This invention relates to an optical system and method for calibrating a set of filters forming a part of a space-borne imaging system employing a scanning mirror and, more particularly, to the resolution of solar radiation into the spectral colors, as by use of a prism or grating, and a scanning of the spectral colors by the scanning mirror past the filters to continually update color-transmissivity profiles of individual ones of the filters.
There is considerable interest in the use of spacecraft for photographing terrain of the earth, such as by use of an imaging system which views the terrain through a plurality of filters which identify spectral components, or colors, of various features in the terrain. For example, colored images of farmland can be used to identify crops which are suitably watered as compared to crop which may be suffering from a lack of water. The quality of data obtained from such a photographic survey of the earths terrain is dependent, in large measure, upon the quality of the color filters employed in the photographic system.
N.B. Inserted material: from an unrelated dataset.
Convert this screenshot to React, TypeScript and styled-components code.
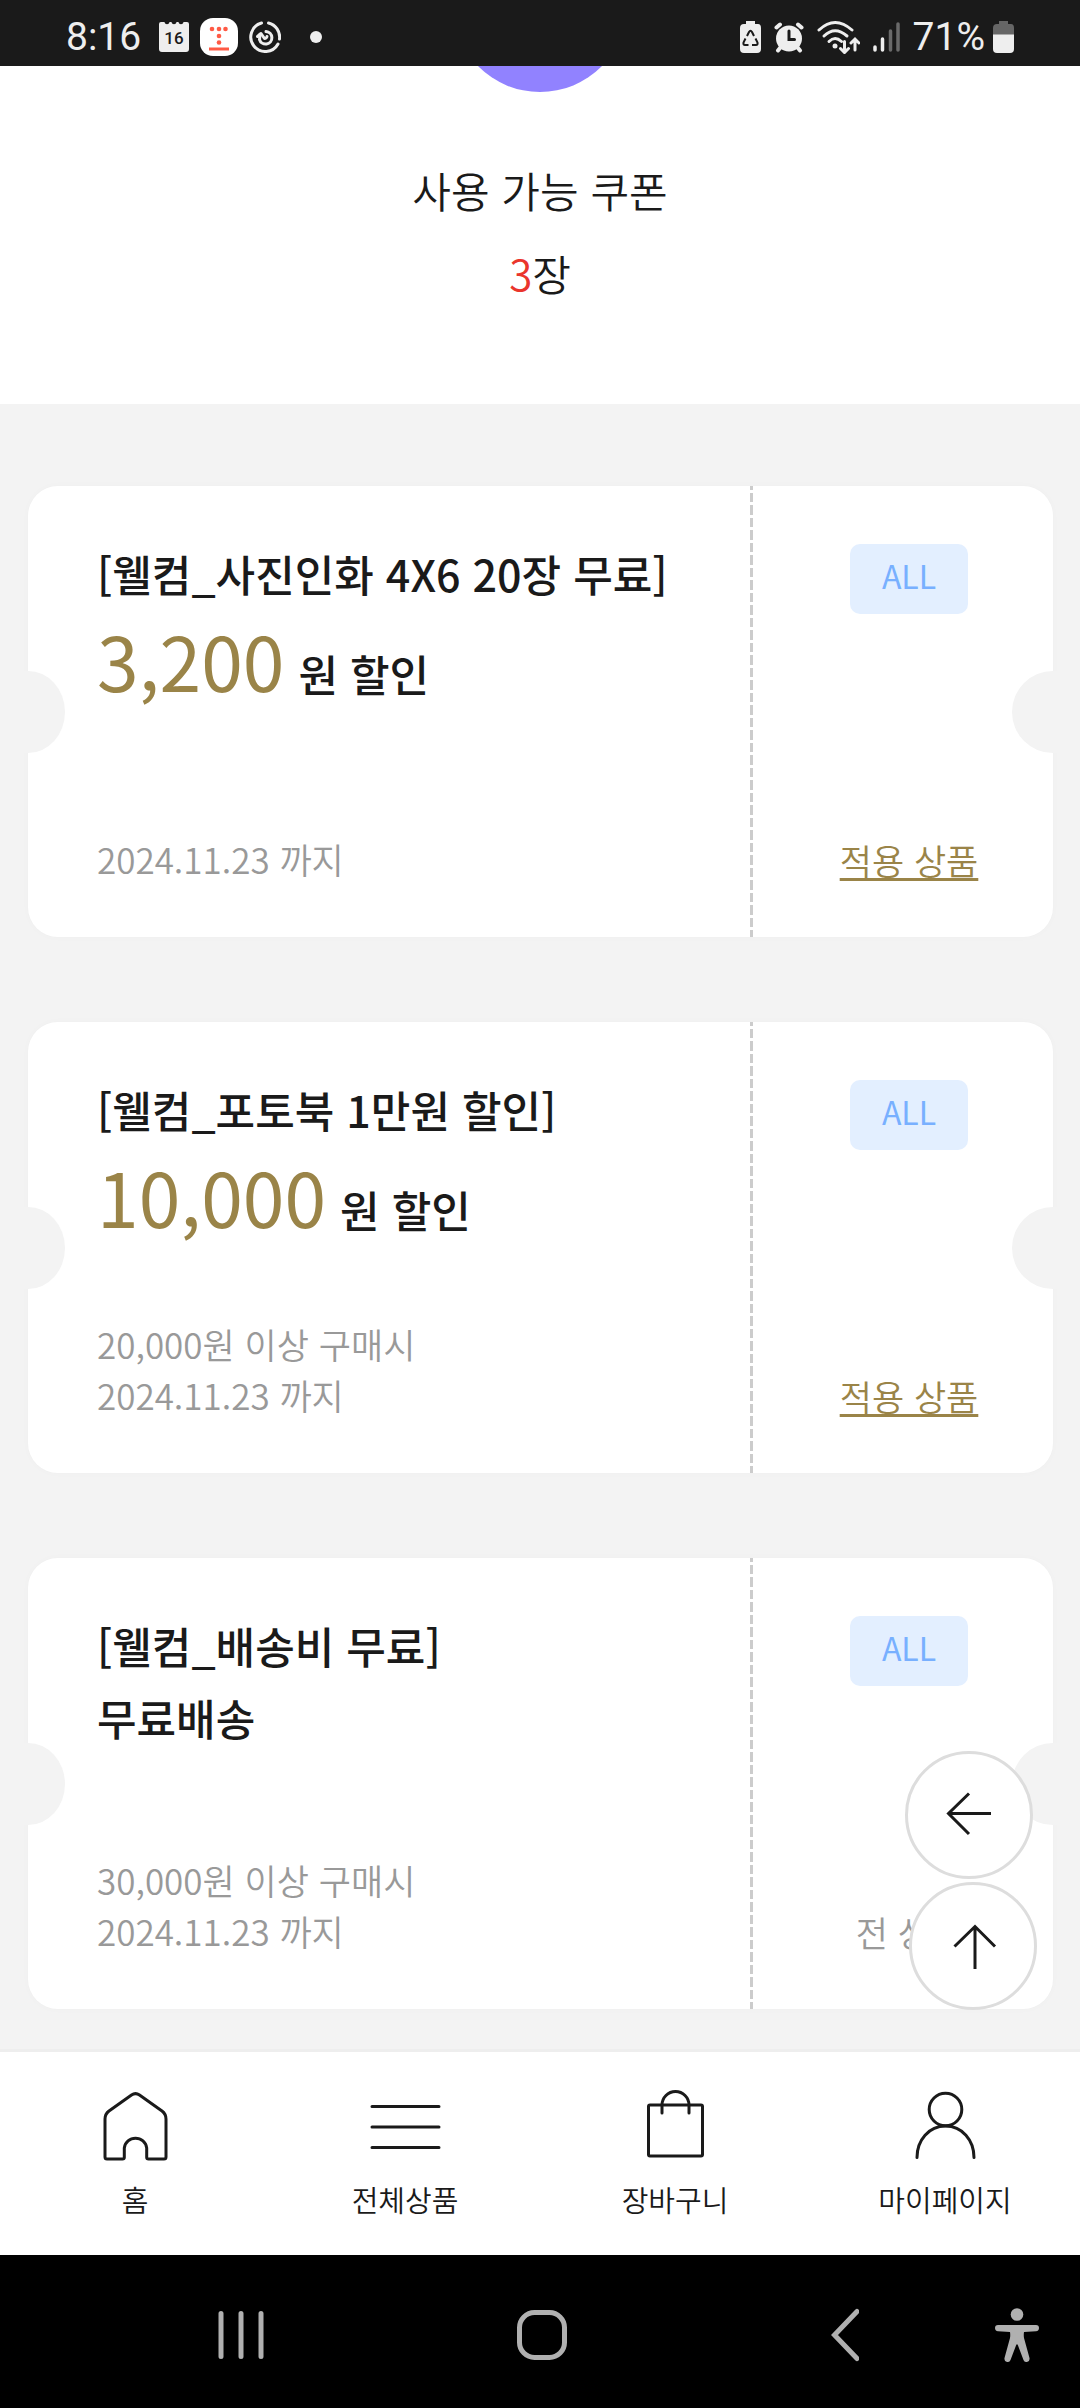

An aspect of color filters of considerable concern is the fact that their characteristics may vary in time. For example, a yellow filter which has high transmissivity to the color yellow while attenuating both orange and green colors might tend to drift during extended use upon a spacecraft such that the filter function may shift to allow passage of a significant amount of orange along with the yellow, or a significant amount of green along with the yellow. Such shifts in the filter function may be characterized by a shift in the frequency or wavelength at which a peak transmissivity occurs, or in a broadening of the peak, or by reduced attenuation of colors distant, in terms of spectral distribution, from the color of peak transmissivity. In any event, such a shift in the functions of one or more of the color filters must be known by scientists evaluating the photographic data obtained by the spacecraft and transmitted from the spacecraft back to a receiving station on the earth. Updated information of the filter functions permits scientists to compensate for shifts in the filter functions so as to enable an accurate interpretation of the photographic images. However, in the absence of some form of filter calibration during operation of the spacecraft, there may be a degradation of the accuracy of the color data due to aging of the filters with consequent changes in the color-attenuation profiles of the filters.